* _WHAT IS BEING ASKED_: Search the material and gather each line with "Write" in it.

### DATASET ROWS

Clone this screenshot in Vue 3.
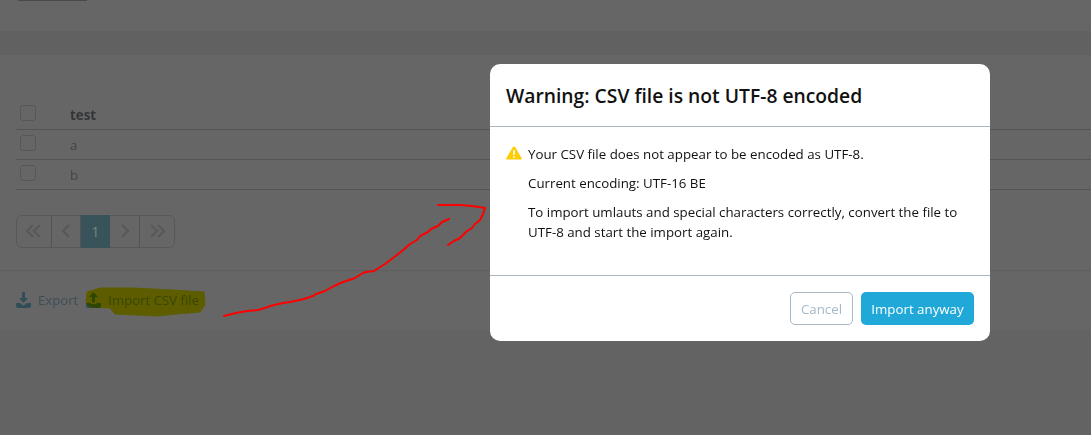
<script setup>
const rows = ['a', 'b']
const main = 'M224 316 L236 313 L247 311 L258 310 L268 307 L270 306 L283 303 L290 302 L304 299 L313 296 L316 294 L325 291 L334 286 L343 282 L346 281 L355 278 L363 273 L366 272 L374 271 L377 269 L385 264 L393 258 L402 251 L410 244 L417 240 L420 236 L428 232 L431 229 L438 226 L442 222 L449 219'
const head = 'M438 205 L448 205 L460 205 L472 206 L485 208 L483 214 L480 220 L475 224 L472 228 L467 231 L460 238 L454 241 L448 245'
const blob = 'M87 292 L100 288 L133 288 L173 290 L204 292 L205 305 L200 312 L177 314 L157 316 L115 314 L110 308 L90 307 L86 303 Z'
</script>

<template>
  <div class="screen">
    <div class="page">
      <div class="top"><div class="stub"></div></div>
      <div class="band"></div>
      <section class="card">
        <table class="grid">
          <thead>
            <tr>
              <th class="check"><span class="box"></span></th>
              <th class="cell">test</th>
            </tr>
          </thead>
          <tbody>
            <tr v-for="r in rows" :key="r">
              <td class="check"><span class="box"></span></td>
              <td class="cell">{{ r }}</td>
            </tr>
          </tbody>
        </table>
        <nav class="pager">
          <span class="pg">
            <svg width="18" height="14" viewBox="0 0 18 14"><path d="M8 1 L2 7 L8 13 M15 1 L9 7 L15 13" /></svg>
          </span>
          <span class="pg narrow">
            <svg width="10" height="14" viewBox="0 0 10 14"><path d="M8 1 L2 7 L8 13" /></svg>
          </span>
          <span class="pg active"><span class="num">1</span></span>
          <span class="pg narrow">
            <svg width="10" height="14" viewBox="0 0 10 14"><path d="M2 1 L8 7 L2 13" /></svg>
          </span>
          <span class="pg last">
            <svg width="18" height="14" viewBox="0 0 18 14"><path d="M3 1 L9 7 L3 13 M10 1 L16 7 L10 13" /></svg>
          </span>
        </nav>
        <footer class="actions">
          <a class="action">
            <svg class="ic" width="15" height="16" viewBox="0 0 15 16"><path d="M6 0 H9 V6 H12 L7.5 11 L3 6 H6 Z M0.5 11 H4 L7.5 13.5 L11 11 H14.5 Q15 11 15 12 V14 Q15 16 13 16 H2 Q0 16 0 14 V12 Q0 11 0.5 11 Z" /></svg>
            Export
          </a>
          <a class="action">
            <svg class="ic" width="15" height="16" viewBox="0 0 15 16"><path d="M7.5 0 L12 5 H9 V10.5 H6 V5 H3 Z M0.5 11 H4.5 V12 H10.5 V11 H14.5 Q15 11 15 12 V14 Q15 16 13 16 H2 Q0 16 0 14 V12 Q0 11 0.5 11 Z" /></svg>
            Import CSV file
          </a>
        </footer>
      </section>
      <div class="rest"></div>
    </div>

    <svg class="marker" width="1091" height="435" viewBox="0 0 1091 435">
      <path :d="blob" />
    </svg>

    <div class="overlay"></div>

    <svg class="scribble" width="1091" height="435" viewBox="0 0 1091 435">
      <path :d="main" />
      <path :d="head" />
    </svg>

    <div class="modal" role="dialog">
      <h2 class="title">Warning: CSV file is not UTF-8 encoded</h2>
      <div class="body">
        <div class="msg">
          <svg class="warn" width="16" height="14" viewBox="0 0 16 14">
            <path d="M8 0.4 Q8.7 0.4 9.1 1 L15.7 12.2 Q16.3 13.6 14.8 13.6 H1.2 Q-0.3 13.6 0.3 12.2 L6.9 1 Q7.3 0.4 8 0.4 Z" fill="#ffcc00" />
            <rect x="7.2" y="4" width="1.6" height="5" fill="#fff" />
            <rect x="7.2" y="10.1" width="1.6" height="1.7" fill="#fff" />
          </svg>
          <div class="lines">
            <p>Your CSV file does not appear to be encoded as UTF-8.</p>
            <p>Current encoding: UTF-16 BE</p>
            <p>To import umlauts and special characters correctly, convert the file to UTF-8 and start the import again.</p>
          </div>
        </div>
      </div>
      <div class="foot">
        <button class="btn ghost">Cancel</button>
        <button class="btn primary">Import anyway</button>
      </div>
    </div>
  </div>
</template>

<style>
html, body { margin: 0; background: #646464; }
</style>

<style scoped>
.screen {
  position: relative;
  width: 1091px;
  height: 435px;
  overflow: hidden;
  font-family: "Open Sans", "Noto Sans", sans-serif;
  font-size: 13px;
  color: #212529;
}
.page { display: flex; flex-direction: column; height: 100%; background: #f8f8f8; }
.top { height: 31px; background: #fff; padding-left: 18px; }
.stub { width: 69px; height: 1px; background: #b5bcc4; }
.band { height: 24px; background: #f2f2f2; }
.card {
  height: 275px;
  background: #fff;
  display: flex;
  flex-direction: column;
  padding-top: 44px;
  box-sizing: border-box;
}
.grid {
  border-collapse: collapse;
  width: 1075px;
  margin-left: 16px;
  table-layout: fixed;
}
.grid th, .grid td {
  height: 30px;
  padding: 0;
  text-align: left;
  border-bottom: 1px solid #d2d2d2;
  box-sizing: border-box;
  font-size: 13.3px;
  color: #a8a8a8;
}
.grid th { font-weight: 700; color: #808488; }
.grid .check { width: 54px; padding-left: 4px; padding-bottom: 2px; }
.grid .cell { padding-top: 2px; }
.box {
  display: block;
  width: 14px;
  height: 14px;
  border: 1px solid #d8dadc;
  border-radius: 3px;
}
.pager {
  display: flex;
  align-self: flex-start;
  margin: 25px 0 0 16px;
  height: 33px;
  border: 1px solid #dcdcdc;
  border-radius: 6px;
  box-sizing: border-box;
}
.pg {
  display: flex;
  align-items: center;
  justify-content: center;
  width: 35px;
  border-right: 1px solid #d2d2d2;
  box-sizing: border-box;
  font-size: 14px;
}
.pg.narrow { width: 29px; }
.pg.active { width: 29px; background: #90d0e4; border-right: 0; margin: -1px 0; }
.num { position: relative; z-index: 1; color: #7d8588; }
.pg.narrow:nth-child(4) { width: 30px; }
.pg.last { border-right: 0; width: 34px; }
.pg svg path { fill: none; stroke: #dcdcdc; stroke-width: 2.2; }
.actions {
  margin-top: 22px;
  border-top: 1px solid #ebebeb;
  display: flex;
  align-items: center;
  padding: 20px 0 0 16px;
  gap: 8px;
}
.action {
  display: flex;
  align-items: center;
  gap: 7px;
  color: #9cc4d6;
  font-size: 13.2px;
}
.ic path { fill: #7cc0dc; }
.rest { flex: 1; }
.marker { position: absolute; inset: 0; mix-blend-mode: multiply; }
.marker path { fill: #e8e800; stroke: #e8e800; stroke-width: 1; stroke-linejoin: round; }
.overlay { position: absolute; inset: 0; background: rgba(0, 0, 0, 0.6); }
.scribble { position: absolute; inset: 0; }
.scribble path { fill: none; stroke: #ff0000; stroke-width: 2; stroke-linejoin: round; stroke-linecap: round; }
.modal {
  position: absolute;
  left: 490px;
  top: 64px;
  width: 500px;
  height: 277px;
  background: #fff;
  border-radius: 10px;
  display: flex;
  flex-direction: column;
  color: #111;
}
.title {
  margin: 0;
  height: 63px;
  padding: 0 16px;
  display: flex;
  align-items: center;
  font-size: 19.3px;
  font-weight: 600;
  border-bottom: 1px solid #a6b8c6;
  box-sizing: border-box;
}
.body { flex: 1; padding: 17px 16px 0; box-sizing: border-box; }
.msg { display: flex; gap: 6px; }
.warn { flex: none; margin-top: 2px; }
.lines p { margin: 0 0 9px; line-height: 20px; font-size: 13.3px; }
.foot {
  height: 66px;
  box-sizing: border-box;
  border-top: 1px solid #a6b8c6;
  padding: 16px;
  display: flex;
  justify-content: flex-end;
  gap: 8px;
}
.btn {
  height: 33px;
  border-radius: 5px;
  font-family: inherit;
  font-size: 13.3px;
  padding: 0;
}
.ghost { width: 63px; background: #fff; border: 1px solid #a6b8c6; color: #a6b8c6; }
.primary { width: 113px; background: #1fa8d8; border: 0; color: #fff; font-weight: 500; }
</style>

######
### DATASET ROWS

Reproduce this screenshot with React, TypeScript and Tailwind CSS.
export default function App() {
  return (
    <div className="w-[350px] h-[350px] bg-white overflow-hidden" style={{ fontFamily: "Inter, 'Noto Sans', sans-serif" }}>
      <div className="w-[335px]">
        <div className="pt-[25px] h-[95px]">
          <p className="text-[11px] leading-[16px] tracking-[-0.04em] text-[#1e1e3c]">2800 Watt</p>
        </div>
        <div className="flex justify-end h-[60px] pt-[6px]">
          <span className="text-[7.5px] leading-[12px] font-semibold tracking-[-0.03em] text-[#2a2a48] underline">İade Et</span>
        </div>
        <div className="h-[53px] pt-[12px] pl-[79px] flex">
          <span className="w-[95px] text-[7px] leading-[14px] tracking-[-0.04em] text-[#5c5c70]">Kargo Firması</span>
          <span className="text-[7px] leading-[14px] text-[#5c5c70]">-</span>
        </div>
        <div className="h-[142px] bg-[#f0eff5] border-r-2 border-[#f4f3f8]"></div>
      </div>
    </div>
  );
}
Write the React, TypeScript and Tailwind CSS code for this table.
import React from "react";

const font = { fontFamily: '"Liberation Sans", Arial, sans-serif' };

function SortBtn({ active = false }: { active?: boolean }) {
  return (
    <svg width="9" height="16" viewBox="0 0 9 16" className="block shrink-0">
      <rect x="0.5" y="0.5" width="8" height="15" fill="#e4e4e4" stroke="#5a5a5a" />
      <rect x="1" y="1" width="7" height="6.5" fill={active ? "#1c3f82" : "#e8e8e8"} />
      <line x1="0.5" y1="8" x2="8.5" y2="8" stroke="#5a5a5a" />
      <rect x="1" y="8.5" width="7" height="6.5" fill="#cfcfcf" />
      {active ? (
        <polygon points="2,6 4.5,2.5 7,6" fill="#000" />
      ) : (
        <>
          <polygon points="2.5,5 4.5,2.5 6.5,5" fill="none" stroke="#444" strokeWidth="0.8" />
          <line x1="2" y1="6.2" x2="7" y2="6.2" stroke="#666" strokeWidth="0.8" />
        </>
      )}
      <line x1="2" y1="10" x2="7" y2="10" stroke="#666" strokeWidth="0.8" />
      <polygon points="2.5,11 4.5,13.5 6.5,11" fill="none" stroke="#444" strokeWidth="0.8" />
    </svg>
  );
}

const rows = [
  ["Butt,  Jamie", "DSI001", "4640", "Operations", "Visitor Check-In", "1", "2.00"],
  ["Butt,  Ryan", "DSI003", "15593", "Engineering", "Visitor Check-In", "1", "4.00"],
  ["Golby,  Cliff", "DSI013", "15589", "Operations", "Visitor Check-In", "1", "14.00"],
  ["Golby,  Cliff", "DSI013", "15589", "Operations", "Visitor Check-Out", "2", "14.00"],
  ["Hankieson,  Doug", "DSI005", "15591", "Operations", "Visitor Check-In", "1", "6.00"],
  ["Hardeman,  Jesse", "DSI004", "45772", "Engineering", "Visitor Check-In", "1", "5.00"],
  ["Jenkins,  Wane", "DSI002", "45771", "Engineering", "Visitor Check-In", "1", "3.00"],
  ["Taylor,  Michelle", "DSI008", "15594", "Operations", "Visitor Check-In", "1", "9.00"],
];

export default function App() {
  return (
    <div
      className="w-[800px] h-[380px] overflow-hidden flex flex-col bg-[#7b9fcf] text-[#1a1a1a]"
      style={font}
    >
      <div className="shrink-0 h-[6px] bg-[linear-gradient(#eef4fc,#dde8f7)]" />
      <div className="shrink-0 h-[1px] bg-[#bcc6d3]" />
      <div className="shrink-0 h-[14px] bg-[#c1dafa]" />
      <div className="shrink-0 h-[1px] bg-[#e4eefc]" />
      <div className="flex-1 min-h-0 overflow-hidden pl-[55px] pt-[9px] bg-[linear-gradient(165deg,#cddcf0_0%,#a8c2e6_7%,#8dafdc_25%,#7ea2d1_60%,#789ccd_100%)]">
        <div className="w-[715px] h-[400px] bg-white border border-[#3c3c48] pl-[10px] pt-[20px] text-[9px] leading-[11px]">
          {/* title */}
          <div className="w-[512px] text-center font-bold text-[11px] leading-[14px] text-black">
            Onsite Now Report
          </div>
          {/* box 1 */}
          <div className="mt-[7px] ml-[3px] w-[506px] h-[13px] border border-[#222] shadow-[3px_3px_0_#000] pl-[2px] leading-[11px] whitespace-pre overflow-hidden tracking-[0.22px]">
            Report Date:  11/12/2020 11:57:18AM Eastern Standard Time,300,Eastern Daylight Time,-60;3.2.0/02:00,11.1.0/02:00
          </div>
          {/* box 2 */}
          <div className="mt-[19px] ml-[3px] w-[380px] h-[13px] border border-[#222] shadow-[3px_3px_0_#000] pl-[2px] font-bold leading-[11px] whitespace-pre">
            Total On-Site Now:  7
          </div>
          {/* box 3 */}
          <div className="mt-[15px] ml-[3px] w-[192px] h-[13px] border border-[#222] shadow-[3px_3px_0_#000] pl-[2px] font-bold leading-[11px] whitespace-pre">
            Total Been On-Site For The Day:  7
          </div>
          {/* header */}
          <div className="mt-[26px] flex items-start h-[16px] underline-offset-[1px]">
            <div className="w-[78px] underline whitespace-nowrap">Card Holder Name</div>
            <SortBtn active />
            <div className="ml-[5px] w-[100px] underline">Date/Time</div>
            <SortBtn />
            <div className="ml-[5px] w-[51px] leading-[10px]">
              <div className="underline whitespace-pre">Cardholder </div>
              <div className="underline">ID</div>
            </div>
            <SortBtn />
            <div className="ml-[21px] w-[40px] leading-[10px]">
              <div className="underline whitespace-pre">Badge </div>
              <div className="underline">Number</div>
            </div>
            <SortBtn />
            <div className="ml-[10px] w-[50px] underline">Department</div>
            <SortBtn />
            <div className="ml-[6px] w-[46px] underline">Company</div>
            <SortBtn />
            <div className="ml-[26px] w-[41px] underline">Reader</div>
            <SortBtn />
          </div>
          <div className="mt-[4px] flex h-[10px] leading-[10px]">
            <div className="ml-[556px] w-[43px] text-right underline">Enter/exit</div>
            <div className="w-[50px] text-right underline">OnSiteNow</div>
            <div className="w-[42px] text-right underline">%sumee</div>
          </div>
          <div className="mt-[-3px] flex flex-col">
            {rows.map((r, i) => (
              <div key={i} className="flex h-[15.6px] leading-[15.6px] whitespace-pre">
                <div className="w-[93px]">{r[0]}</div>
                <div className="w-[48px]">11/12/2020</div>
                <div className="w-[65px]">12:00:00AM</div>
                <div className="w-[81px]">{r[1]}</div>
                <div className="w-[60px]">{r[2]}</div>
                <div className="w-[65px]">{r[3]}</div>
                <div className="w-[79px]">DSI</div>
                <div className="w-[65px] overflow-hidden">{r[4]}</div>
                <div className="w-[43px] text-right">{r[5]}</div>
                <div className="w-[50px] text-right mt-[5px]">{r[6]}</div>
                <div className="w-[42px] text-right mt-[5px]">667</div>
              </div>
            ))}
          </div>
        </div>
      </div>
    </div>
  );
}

######
### DATASET ROWS

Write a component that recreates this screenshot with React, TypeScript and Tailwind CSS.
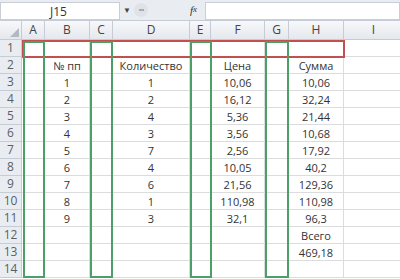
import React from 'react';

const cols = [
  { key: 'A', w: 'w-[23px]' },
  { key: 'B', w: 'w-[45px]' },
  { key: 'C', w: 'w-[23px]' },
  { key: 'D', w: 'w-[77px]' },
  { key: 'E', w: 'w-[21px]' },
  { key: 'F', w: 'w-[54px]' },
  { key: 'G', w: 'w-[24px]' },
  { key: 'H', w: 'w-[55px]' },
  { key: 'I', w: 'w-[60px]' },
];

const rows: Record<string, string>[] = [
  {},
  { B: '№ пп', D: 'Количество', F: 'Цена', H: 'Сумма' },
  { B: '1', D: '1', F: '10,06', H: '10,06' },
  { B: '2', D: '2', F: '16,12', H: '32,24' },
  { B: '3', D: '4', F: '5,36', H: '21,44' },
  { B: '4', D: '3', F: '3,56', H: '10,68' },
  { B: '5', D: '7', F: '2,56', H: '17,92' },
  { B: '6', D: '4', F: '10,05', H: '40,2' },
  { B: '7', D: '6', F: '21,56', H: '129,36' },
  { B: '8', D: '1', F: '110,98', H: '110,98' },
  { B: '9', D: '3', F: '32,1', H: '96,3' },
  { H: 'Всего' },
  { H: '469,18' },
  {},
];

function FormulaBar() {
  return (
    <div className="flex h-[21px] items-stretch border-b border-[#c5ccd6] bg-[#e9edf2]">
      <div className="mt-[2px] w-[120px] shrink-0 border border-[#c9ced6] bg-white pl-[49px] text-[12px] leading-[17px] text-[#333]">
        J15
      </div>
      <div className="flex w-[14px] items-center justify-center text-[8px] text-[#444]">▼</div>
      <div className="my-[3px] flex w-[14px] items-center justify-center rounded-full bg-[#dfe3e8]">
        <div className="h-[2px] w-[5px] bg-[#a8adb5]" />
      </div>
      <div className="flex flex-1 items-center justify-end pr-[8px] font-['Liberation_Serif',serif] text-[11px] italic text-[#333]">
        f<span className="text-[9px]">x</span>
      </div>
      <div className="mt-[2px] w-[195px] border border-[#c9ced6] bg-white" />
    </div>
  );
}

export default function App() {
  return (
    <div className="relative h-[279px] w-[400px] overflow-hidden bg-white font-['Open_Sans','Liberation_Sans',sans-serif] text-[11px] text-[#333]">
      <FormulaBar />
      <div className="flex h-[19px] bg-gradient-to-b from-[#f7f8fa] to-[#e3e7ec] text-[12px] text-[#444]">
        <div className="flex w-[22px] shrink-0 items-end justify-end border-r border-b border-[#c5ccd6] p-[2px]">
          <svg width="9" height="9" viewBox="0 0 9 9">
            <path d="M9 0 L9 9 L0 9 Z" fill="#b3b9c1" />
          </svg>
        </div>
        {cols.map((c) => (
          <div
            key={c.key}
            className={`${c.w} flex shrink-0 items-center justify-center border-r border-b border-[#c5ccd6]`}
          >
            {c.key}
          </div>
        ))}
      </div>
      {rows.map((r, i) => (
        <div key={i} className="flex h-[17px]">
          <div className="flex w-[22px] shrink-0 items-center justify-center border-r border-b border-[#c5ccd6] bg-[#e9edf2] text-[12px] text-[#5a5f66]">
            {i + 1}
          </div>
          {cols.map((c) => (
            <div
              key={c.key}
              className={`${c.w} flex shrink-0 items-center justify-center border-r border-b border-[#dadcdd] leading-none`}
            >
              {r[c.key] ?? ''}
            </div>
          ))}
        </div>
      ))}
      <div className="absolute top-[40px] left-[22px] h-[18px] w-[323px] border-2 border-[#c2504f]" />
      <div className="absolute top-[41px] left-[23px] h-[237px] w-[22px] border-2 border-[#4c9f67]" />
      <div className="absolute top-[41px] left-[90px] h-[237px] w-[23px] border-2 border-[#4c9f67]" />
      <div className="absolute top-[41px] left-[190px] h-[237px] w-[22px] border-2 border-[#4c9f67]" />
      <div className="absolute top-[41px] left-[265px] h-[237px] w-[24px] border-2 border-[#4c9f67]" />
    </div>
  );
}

######

* _ANSWER_:
Write the React, TypeScript and Tailwind CSS code for this table.
Write a component that recreates this screenshot with React, TypeScript and Tailwind CSS.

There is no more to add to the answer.